The new NBC show on genealogy made me start thinking about the subject. How many generations back have you been able to trace your relatives? Has anyone found anything interesting, or been able to confirm or disprove things that were rumored to be true? Or, have tips for posters who are interested in doing this kind of research but are just starting out? Feel free to share anything that would fit in this kind of thread.

On my father’s side, to my great grandparents. Same on my mother’s side.

The only really interesting thing is that my great grandmother’s maiden name was the same as my wife’s maiden name. Since the name is very rare (it doesn’t appear on the list of top 10,000 names in the US), it’s a strange coincidence.

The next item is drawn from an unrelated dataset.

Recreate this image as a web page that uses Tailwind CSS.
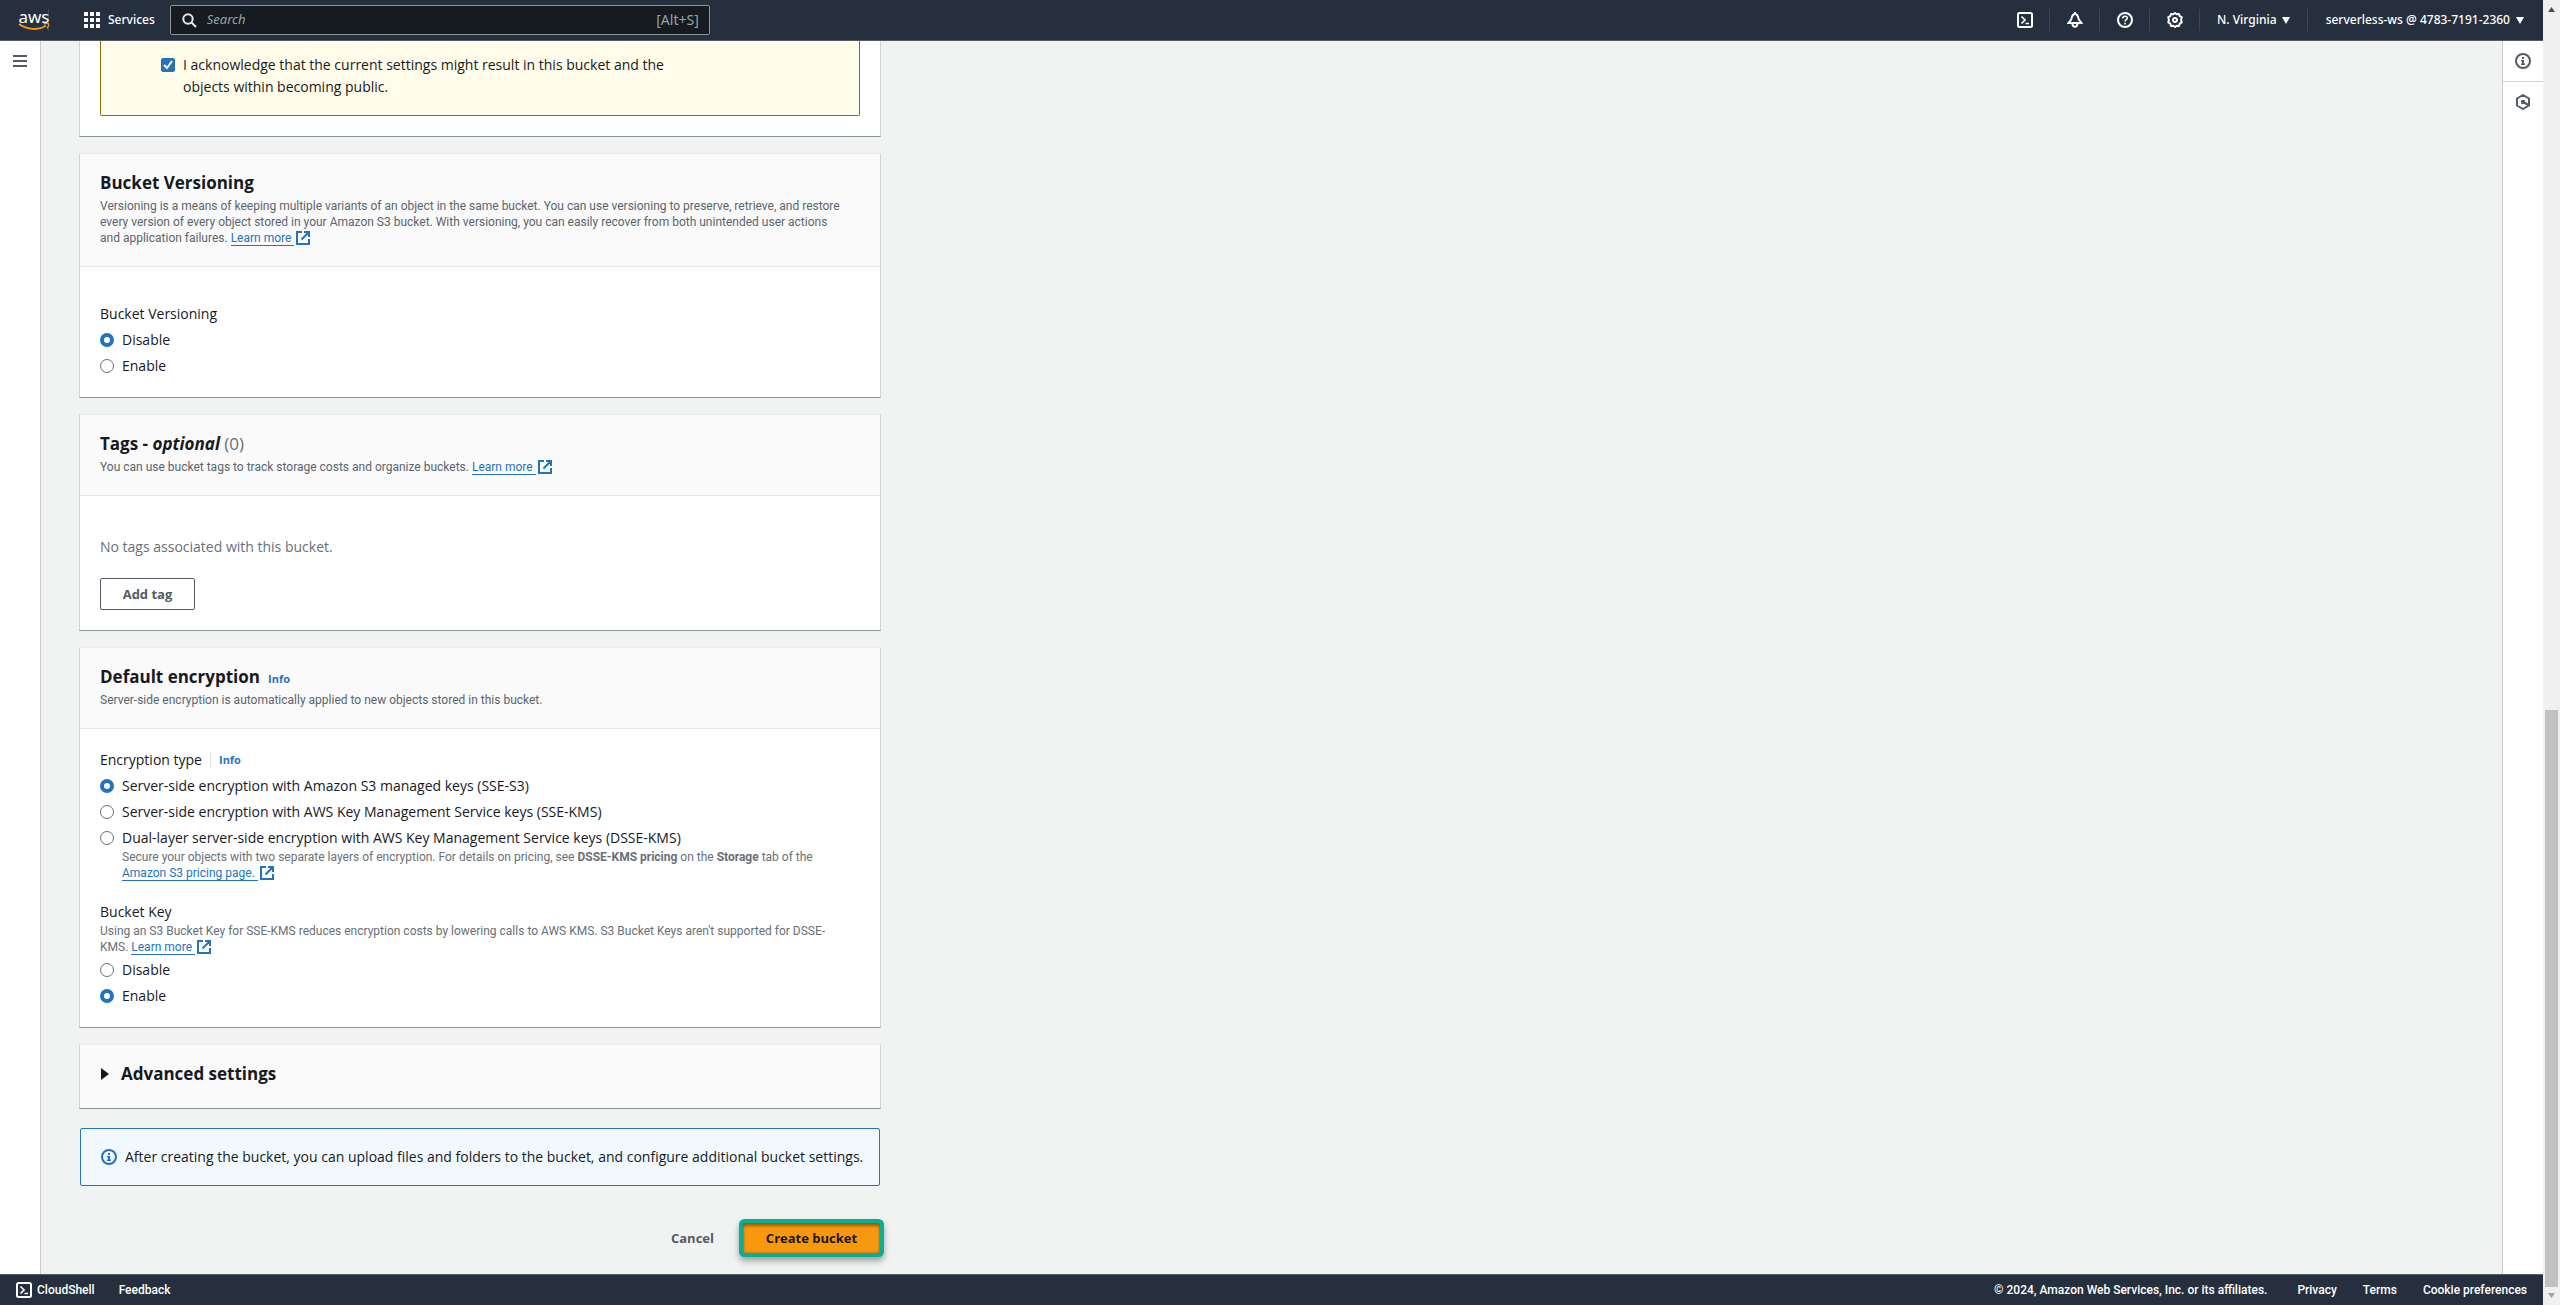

Well, Mom is a pretty good amateur genealogist and an ex-librarian, so we have a pretty extensive knowledge of our family tree, termites and all. She’s traced my paternal line back to the early 1800s in Germany, where the family were farmers who moved to the Ukraine until they got fed up with the Tsar and headed back to Germany (or France. The family hails from Alsace, which is either French or German, depending on who won the last war.)

The maternal line she has traced back to the 1600s in Scotland, where we are related to the most hated man in the Highlands. That group got deported to Ireland, then lit out for the colonies at the earliest opportunity. We had people over on this side of the Atlantic before the founding of Jamestown. All farmers and horse-thieves.

I recently traced one branch back to the year 900 or so.

Barack Obama, Dick Cheney, George Bush, Harry Truman, and Charles Goodnight (the guy who invented the chuck wagon) are all distant cousins of mine (and of each other for that matter).

I am only recently discovering one of my grandmothers had a different birth name than the name I knew her as since I was born. I also recently found out she had three brothers, two of whom committed suicide by self inflicted gunshot about 10 years apart from each other well before I was born. None of my relatives told me this stuff before, even when I asked them about our family tree years ago.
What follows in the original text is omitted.